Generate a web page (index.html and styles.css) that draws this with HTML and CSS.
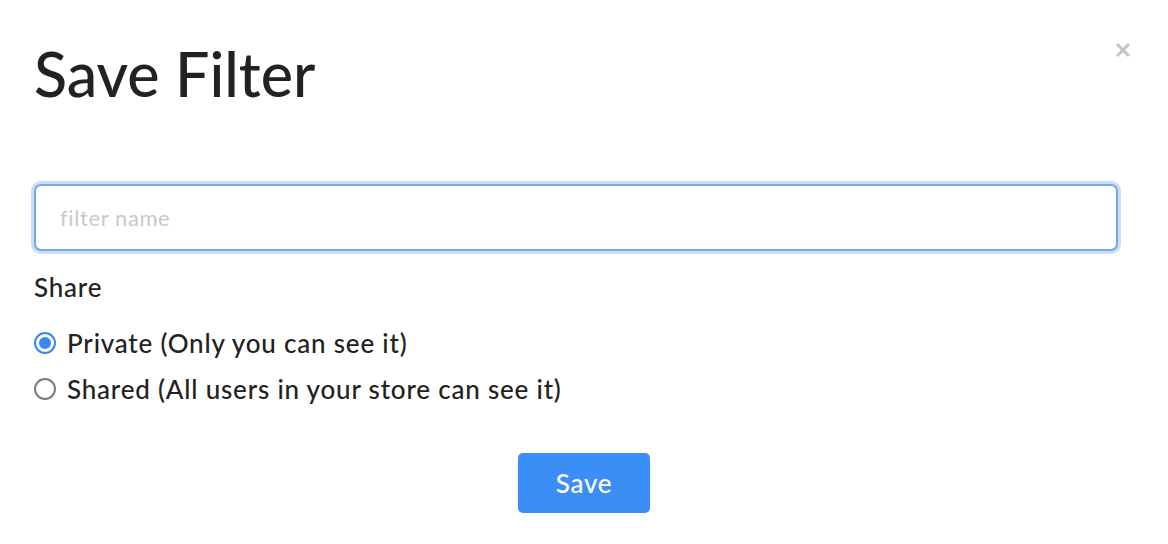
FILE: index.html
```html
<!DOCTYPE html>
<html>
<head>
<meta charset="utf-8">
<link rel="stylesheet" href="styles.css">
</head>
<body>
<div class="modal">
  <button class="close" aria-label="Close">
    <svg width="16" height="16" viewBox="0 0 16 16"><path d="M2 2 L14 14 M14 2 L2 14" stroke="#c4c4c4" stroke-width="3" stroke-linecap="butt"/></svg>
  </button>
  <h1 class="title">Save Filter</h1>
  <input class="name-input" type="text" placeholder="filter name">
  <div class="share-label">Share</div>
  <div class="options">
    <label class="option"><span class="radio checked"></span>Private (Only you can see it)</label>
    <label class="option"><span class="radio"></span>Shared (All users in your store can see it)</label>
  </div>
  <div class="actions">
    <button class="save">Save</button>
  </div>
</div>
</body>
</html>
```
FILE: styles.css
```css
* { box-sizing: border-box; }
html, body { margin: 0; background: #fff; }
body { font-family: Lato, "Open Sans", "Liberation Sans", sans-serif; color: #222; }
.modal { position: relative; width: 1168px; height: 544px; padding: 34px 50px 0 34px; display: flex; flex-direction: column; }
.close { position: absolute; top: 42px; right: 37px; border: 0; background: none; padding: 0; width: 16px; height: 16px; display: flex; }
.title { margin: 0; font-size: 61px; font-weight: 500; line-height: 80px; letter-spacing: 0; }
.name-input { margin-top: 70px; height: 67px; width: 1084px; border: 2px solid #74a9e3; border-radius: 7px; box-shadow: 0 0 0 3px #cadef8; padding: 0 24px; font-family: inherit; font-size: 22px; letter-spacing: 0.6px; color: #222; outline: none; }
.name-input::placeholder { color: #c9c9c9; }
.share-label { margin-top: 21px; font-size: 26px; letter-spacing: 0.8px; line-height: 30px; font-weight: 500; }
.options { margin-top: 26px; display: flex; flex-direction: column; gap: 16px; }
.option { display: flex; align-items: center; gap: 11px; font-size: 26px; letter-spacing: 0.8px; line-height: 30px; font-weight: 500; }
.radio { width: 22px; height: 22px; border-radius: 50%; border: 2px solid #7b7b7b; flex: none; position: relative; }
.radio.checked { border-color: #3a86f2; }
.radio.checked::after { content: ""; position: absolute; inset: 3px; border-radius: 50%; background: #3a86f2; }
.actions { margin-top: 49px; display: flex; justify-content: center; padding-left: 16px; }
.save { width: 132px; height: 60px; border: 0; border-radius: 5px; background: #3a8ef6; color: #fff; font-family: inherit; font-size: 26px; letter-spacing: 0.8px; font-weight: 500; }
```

* * * * *

(Given request): Return to the listing above and set it down exactly, leaving out its pictures.

(In response):
Generate a web page (index.html and styles.css) that draws this with HTML and CSS.
FILE: index.html
```html
<!DOCTYPE html>
<html>
<head>
<meta charset="utf-8">
<link rel="stylesheet" href="styles.css">
</head>
<body>
<div class="modal">
  <button class="close" aria-label="Close">
    <svg width="16" height="16" viewBox="0 0 16 16"><path d="M2 2 L14 14 M14 2 L2 14" stroke="#c4c4c4" stroke-width="3" stroke-linecap="butt"/></svg>
  </button>
  <h1 class="title">Save Filter</h1>
  <input class="name-input" type="text" placeholder="filter name">
  <div class="share-label">Share</div>
  <div class="options">
    <label class="option"><span class="radio checked"></span>Private (Only you can see it)</label>
    <label class="option"><span class="radio"></span>Shared (All users in your store can see it)</label>
  </div>
  <div class="actions">
    <button class="save">Save</button>
  </div>
</div>
</body>
</html>
```
FILE: styles.css
```css
* { box-sizing: border-box; }
html, body { margin: 0; background: #fff; }
body { font-family: Lato, "Open Sans", "Liberation Sans", sans-serif; color: #222; }
.modal { position: relative; width: 1168px; height: 544px; padding: 34px 50px 0 34px; display: flex; flex-direction: column; }
.close { position: absolute; top: 42px; right: 37px; border: 0; background: none; padding: 0; width: 16px; height: 16px; display: flex; }
.title { margin: 0; font-size: 61px; font-weight: 500; line-height: 80px; letter-spacing: 0; }
.name-input { margin-top: 70px; height: 67px; width: 1084px; border: 2px solid #74a9e3; border-radius: 7px; box-shadow: 0 0 0 3px #cadef8; padding: 0 24px; font-family: inherit; font-size: 22px; letter-spacing: 0.6px; color: #222; outline: none; }
.name-input::placeholder { color: #c9c9c9; }
.share-label { margin-top: 21px; font-size: 26px; letter-spacing: 0.8px; line-height: 30px; font-weight: 500; }
.options { margin-top: 26px; display: flex; flex-direction: column; gap: 16px; }
.option { display: flex; align-items: center; gap: 11px; font-size: 26px; letter-spacing: 0.8px; line-height: 30px; font-weight: 500; }
.radio { width: 22px; height: 22px; border-radius: 50%; border: 2px solid #7b7b7b; flex: none; position: relative; }
.radio.checked { border-color: #3a86f2; }
.radio.checked::after { content: ""; position: absolute; inset: 3px; border-radius: 50%; background: #3a86f2; }
.actions { margin-top: 49px; display: flex; justify-content: center; padding-left: 16px; }
.save { width: 132px; height: 60px; border: 0; border-radius: 5px; background: #3a8ef6; color: #fff; font-family: inherit; font-size: 26px; letter-spacing: 0.8px; font-weight: 500; }
```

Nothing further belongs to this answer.